» Aim of the exercise
In the entries below, find the line with "Clone this table" and the line with "string, number, number];", then retype both and everything between them exactly. Do not copy the pictures.
**** Records supplied ****
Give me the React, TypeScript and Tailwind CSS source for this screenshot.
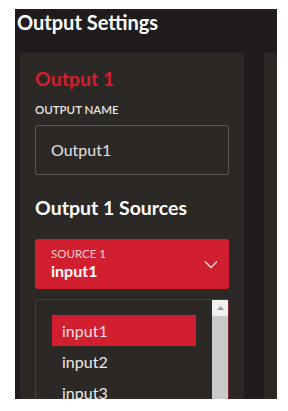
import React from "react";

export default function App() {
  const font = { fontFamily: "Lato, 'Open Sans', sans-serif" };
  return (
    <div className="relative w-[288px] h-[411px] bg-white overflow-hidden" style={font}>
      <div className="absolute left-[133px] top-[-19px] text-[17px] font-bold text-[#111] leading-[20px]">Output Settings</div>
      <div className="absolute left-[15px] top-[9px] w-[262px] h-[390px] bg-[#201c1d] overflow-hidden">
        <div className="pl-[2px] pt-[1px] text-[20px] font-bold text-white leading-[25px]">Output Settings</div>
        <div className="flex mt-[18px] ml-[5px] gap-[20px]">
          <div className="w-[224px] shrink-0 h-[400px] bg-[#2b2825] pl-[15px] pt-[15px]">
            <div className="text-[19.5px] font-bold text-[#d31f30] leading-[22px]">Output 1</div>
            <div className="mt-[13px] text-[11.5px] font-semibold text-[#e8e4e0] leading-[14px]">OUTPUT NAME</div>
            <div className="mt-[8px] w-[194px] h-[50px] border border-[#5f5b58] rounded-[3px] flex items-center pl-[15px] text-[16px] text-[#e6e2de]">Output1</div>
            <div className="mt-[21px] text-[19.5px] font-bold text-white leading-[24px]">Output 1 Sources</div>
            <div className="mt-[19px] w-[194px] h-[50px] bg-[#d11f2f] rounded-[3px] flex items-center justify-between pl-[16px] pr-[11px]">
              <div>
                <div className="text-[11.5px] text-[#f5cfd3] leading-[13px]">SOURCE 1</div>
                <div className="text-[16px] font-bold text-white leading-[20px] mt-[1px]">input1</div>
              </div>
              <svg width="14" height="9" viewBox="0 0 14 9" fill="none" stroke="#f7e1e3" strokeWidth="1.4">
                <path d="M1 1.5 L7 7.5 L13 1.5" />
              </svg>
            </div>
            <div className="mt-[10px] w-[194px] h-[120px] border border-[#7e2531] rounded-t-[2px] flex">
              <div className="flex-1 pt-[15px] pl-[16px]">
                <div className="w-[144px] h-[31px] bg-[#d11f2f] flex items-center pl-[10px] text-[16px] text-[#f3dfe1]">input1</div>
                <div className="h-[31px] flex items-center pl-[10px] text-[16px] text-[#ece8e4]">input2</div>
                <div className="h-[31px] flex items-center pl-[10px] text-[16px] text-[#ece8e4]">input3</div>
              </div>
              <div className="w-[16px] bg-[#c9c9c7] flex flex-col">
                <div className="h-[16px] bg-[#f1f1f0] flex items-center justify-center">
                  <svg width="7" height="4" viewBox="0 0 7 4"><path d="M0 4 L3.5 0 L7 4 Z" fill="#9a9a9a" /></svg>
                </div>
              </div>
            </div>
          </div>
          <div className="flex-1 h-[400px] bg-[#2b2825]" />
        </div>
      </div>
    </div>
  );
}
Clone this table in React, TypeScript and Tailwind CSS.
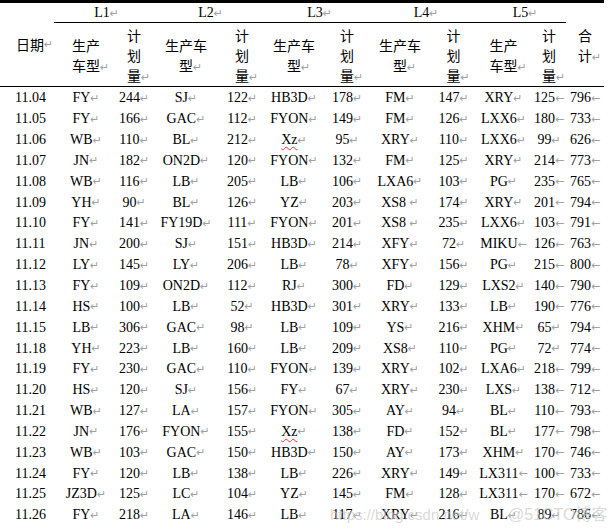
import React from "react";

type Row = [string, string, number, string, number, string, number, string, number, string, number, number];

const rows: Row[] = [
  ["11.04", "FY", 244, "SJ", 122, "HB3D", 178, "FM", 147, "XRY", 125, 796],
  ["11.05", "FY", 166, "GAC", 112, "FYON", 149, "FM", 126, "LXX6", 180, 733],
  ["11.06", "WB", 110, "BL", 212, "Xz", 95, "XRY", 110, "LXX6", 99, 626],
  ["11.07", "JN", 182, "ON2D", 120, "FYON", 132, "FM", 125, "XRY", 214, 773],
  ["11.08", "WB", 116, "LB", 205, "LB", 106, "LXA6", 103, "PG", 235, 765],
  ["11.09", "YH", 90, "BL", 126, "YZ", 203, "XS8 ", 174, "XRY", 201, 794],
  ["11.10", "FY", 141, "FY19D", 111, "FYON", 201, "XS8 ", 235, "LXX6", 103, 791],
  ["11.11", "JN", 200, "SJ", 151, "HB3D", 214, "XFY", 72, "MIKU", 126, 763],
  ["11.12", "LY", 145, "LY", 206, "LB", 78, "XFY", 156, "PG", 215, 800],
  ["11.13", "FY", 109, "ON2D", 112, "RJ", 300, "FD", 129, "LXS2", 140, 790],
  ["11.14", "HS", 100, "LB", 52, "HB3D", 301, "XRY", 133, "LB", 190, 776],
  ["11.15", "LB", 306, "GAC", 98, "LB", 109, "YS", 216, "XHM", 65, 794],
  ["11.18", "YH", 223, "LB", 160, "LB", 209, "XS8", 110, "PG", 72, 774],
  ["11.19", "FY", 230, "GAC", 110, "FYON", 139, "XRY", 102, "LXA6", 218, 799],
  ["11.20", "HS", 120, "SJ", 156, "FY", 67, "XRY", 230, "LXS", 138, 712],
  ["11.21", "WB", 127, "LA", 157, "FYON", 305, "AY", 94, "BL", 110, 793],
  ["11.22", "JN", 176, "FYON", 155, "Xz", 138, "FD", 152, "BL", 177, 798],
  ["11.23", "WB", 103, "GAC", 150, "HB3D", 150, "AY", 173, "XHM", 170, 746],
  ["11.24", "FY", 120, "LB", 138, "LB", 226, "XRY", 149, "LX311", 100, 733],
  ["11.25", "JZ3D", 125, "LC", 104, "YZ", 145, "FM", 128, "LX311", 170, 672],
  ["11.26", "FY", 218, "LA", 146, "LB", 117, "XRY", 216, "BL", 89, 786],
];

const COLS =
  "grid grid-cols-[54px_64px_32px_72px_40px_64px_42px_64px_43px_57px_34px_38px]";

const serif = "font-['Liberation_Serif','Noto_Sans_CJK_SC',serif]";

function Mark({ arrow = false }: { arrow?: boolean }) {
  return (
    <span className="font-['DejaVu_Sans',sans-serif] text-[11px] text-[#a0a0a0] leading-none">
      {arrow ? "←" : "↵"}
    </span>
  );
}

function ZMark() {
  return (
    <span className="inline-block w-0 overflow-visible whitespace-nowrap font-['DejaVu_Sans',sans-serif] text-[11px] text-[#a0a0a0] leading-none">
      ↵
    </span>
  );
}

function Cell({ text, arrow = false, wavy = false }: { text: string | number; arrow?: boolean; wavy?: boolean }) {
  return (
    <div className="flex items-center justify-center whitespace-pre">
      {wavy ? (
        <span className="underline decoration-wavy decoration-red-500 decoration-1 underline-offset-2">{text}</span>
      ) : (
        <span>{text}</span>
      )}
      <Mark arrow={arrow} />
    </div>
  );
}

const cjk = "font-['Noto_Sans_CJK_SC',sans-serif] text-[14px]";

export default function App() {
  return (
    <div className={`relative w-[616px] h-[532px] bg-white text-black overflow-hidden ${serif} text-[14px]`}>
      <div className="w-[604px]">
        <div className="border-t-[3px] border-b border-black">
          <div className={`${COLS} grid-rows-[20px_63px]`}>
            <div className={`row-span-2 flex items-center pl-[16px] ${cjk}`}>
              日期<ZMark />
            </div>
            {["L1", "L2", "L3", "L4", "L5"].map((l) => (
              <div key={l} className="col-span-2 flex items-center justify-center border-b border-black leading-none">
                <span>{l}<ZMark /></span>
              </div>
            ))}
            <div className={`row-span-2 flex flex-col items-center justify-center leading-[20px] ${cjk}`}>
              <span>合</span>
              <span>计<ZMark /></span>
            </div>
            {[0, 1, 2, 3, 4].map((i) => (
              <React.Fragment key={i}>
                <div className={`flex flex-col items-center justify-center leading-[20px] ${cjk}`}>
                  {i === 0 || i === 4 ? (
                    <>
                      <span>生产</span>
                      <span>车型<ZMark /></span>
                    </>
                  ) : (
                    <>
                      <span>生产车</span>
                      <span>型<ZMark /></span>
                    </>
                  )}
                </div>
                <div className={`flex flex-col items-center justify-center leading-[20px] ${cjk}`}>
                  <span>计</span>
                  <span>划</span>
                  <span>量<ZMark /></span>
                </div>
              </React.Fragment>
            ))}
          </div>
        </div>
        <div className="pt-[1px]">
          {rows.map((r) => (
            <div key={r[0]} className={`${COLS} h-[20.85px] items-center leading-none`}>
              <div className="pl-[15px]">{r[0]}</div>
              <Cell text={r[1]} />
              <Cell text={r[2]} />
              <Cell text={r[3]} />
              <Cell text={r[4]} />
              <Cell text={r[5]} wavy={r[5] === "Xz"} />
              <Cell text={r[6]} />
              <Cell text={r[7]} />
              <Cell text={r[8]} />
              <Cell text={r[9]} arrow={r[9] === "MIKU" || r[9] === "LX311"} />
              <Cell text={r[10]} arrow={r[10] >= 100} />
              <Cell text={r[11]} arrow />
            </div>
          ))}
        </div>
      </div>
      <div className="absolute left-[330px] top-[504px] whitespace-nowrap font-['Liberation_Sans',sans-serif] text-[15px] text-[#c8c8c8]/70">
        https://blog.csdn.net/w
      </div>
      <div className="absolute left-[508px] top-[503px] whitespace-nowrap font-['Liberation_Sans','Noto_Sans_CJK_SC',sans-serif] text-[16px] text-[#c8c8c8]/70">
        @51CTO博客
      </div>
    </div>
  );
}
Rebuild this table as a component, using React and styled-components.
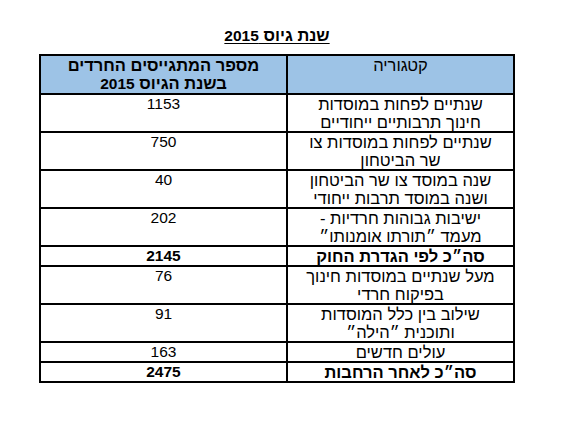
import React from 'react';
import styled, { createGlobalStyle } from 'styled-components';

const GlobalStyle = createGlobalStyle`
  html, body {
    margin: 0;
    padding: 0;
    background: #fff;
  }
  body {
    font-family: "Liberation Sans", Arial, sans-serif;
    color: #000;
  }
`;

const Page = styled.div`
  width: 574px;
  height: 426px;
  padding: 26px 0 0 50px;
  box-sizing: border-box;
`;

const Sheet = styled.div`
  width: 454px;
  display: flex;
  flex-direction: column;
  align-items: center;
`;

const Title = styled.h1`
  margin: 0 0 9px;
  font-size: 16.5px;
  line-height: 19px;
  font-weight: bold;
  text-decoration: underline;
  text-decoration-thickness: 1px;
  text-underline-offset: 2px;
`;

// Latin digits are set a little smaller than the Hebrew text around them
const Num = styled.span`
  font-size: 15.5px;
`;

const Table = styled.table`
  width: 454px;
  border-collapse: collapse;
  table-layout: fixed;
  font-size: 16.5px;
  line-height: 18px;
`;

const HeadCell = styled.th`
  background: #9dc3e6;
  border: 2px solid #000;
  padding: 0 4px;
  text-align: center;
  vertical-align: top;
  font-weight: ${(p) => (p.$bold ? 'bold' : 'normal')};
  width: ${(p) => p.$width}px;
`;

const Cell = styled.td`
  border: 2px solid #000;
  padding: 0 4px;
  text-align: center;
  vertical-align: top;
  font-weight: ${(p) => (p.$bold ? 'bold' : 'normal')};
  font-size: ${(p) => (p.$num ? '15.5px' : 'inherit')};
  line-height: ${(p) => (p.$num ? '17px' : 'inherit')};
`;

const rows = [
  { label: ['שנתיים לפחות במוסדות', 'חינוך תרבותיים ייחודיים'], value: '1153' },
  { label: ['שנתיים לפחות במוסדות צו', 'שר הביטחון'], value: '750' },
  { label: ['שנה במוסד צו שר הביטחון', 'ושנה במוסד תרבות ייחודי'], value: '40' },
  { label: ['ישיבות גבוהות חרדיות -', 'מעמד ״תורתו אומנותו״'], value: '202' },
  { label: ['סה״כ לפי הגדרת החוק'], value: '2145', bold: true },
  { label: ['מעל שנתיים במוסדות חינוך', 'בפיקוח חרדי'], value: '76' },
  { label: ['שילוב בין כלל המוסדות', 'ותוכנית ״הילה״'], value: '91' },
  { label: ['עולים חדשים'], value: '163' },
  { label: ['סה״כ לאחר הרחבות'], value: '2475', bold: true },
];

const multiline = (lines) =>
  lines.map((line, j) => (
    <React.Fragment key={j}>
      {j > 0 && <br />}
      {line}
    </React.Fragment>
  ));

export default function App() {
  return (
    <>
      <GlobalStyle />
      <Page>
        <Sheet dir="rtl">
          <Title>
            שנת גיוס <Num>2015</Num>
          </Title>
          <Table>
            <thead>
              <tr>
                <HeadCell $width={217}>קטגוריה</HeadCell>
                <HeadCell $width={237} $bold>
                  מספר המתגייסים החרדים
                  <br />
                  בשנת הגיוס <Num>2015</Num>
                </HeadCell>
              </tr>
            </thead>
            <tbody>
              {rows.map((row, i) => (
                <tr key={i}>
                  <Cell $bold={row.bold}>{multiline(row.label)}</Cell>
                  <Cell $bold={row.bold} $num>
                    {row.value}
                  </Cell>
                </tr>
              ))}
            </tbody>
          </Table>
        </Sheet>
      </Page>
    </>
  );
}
****
» Task output
Clone this table in React, TypeScript and Tailwind CSS.
import React from "react";

type Row = [string, string, number, string, number, string, number, string, number, string, number, number];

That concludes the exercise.